Today, as Christians, we profess our belief in a God Who is incomprehensible Infinite Love creating, redeeming and sanctifying all Creation.
This Infinite Love is so pure and complete that, within its Unity, it both embraces and frees the three Persons of the Trinity.
Pope Francis has said, “The Christian community, though with all its human limitations, can become a reflection of the communion of the Trinity, of its goodness and beauty.”
Our prayer today is to grow in our capacity to love in imitation of the Trinity. May we, as individuals and as a Church, increase in that merciful inclusivity and wholeness which reflect the triune love of God, at once embracing and freeing all that we love.
Poetry: TO LIVE WITH THE SPIRIT – Jessica Powers
To live with the Spirit of God is to be a listener. It is to keep the vigil of mystery, earthless and still. One leans to catch the stirring of the Spirit, strange as the wind’s will.
The soul that walks where the wind of the Spirit blows turns like a wandering weather-vane toward love. It may lament like Job or Jeremiah, echo the wounded hart, the mateless dove. It may rejoice in spaciousness of meadow that emulates the freedom of the sky.
Always it walks in waylessness, unknowing; it has cast down forever from its hand the compass of the whither and the why.
To live with the Spirit of God is to be a lover. It is becoming love, and like to Him toward Whom we strain with metaphors of creatures: fire-sweep and water-rush and the wind’s whim. The soul is all activity, all silence; and though it surges Godward to its goal, it holds, as moving earth holds sleeping noonday, the peace that is the listening of the soul.
Today, in God’s Lavish Mercy, we pray with Psalm 19, full of beautiful words for us to pluck and relish.
The sublime British writer and theologian C.S. Lewis says this about Psalm 19 and how the ancient Israelite may have appreciated it:
“Law” … must have shone with an extraordinary radiance. Sweeter than honey; or if that metaphor does not suit us who have not such a sweet tooth as all ancient peoples (partly because we have plenty of sugar), let us say like mountain water, like fresh air after a dungeon, like sanity after a nightmare. But, once again, the best image is in a Psalm, the 19th. I take this to be the greatest poem in the Psalter and one of the greatest lyrics in the world. Most readers will remember its structure; six verses about Nature, five about the Law, and four of personal prayer.
C.S. Lewis, Reflection on the Psalms
As we pray today with the verses about God’s Law, we may consider each word as a facet of the Holy Spirit’s gifts given at Pentecost and at our Confirmation:
The precepts of the Lord are:
perfect refreshing trustworthy wise right joy giving clear enlightening pure enduring true just precious sweet
Meditating on the virtues, wouldn’t we like to fill our days with their peace, beauty, and wisdom?
The writer of Sirach surely wanted to, whose simple and profound prayer is the perfect complement to our psalm.

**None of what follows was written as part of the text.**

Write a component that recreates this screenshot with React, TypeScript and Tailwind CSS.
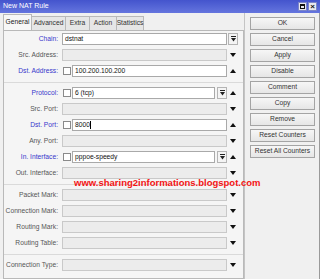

I thank the LORD and I praise him; I bless the name of the LORD. When I was young and innocent, I sought wisdom openly in my prayer I prayed for her before the temple, and I will seek her until the end, and she flourished as a grape soon ripe. My heart delighted in her, My feet kept to the level path because from earliest youth I was familiar with her.
Sirach 51: 12-15
Praying with these readings may lead us to be awed by the Spirit’s power in our lives and open us to its transformative presence.
Today, in God’s Lavish Mercy, we pray with Psalm 103 which, set between our two readings, reminds us that the Ascension has occurred and that:
The Lord has established a throne in heaven.

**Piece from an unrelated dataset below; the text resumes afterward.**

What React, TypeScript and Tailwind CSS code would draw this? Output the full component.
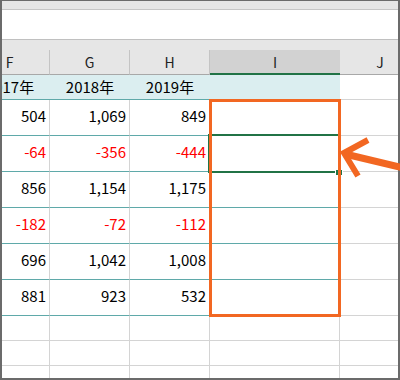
import React from 'react'

const data = [
  [504, 1069, 849],
  [-64, -356, -444],
  [856, 1154, 1175],
  [-182, -72, -112],
  [696, 1042, 1008],
  [881, 923, 532],
]

const fmt = (n: number) => n.toLocaleString('en-US')

/** 列見出し（F〜J） */
function HeaderRow() {
  return (
    <div className="flex h-[25px] text-[14px] text-[#222]">
      <div className="ml-[-32px] w-[80px] shrink-0 flex items-center justify-center border-r border-b border-r-[#c4c4c4] border-b-[#a8a8a8]">F</div>
      <div className="w-[80px] shrink-0 flex items-center justify-center border-r border-b border-r-[#c4c4c4] border-b-[#a8a8a8]">G</div>
      <div className="w-[80px] shrink-0 flex items-center justify-center border-r border-b border-r-[#c4c4c4] border-b-[#a8a8a8]">H</div>
      <div className="w-[130px] shrink-0 flex items-center justify-center bg-[#d2d2d2] border-b-2 border-[#217346] pt-[1px]">I</div>
      <div className="w-[80px] shrink-0 flex items-center justify-center border-b border-[#a8a8a8]">J</div>
    </div>
  )
}

/** 年の見出し行（水色） */
function YearRow() {
  return (
    <div className="flex h-[25px] text-[15px] text-black">
      <div className="ml-[-32px] w-[80px] shrink-0 flex items-center justify-center bg-[#dbeef0] border-b border-[#5fa9a9]">2017年</div>
      <div className="w-[80px] shrink-0 flex items-center justify-center bg-[#dbeef0] border-b border-[#5fa9a9]">2018年</div>
      <div className="w-[80px] shrink-0 flex items-center justify-center bg-[#dbeef0] border-b border-[#5fa9a9]">2019年</div>
      <div className="w-[130px] shrink-0 bg-[#dbeef0] border-b border-[#5fa9a9]" />
      <div className="w-[80px] shrink-0 border-b border-[#d4d4d4]" />
    </div>
  )
}

function DataRow({ values }: { values: number[] }) {
  return (
    <div className="flex h-[36px] text-[15px]">
      {values.map((v, i) => (
        <div
          key={i}
          className={`${i === 0 ? 'ml-[-32px] ' : ''}w-[80px] shrink-0 flex items-center justify-end pr-[3px] pb-[3px] border-r border-b border-r-[#d4d4d4] border-b-[#5fa9a9] ${
            v < 0 ? 'text-[#ff0000]' : 'text-black'
          }`}
        >
          {fmt(v)}
        </div>
      ))}
      <div className="w-[130px] shrink-0 border-r border-b border-r-[#d4d4d4] border-b-[#5fa9a9]" />
      <div className="w-[80px] shrink-0 border-b border-[#d4d4d4]" />
    </div>
  )
}

function EmptyRow({ last = false }: { last?: boolean }) {
  return (
    <div className={`flex ${last ? 'flex-1' : 'h-[25px]'}`}>
      <div className={`ml-[-32px] w-[80px] shrink-0 border-r border-[#d4d4d4] ${last ? '' : 'border-b'}`} />
      <div className={`w-[80px] shrink-0 border-r border-[#d4d4d4] ${last ? '' : 'border-b'}`} />
      <div className={`w-[80px] shrink-0 border-r border-[#d4d4d4] ${last ? '' : 'border-b'}`} />
      <div className={`w-[130px] shrink-0 border-r border-[#d4d4d4] ${last ? '' : 'border-b'}`} />
      <div className={`w-[80px] shrink-0 border-[#d4d4d4] ${last ? '' : 'border-b'}`} />
    </div>
  )
}

export default function App() {
  return (
    <div className="relative w-[400px] h-[380px] overflow-hidden bg-white font-['Noto_Sans_CJK_JP','Noto_Sans',sans-serif]">
      <div className="flex flex-col h-full overflow-hidden border-x-2 border-t border-b-2 border-[#6b6b6b]">
        {/* 上部のバー */}
        <div className="h-[9px] shrink-0 bg-[#e6e6e6] border-b border-[#c6c6c6]" />
        <div className="h-[30px] shrink-0 bg-white border-b border-[#c0c0c0]" />
        <div className="h-[10px] shrink-0 bg-[#e6e6e6]" />

        <div className="bg-[#e6e6e6]">
          <HeaderRow />
        </div>
        <YearRow />
        {data.map((r, i) => (
          <DataRow key={i} values={r} />
        ))}
        <EmptyRow />
        <EmptyRow />
        <EmptyRow last />
      </div>

      {/* 選択セル */}
      <div className="absolute left-[208px] top-[134px] w-[132px] h-[39px] border-2 border-[#217346]" />
      <div className="absolute left-[336px] top-[170px] w-[6px] h-[5px] bg-[#217346] outline outline-1 outline-white" />

      {/* オレンジ枠 */}
      <div className="absolute left-[209px] top-[99px] w-[132px] h-[218px] border-[3px] border-[#f26722]" />

      {/* 矢印 */}
      <svg className="absolute left-0 top-0" width="400" height="380" viewBox="0 0 400 380">
        <line x1="345" y1="154" x2="404" y2="168" stroke="#f26722" strokeWidth="7" />
        <polyline points="368,140 344,153 358,176" fill="none" stroke="#f26722" strokeWidth="6" strokeLinejoin="miter" />
      </svg>
    </div>
  )
}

Therefore, we are in a New Creation and thus invoke one of the most beautiful Creation psalms.
Psalm 103 invites us to stand at the edge of First Creation as it breathes in the spirit of God. With the angels and all the intricate works of the Lord, we inhale Divinity. We quicken with the “ruach” of God, (Hebrew for “breath”.)
What we read in our translations of the Bible as “spirit”, “wind” or “breath” are translated from one Hebrew word, ruach. Walter Brueggemann says; “The Bible struggles to find adequate vocabulary to speak about and name this unutterable, irresistible, undomesticated force that surges into history to liberate, heal, remake, and transform. We are left with this code term, ruach, to speak about what we know but cannot say.” Ruach is the wind that parted the waters and created dry land, it is the very breath that God breathed into humans in our creation, it was this spirit that parted the seas and allowed the people to escape from slavery in Egypt, it is the same spirit that Jesus claims and empowers the early church in Acts. This ruach is active throughout our sacred stories.
As we approach the feast of the great Inspiration of the Spirit, let us bless and praise our God for outpouring every form of infinite life upon us. May our humble prayer make room in us for ever deeper grace.
With all Creation, let us prepare our hearts to welcome the illuminating fire of the Spirit’s gifts and fruits to be renewed in us this Pentecost:
Bless the Lord, you angels, you mighty ones who do the bidding of God, and hearken to the voice of the word of the Lord.
Bless the Lord, all you hosts, you ministers who do the will of God.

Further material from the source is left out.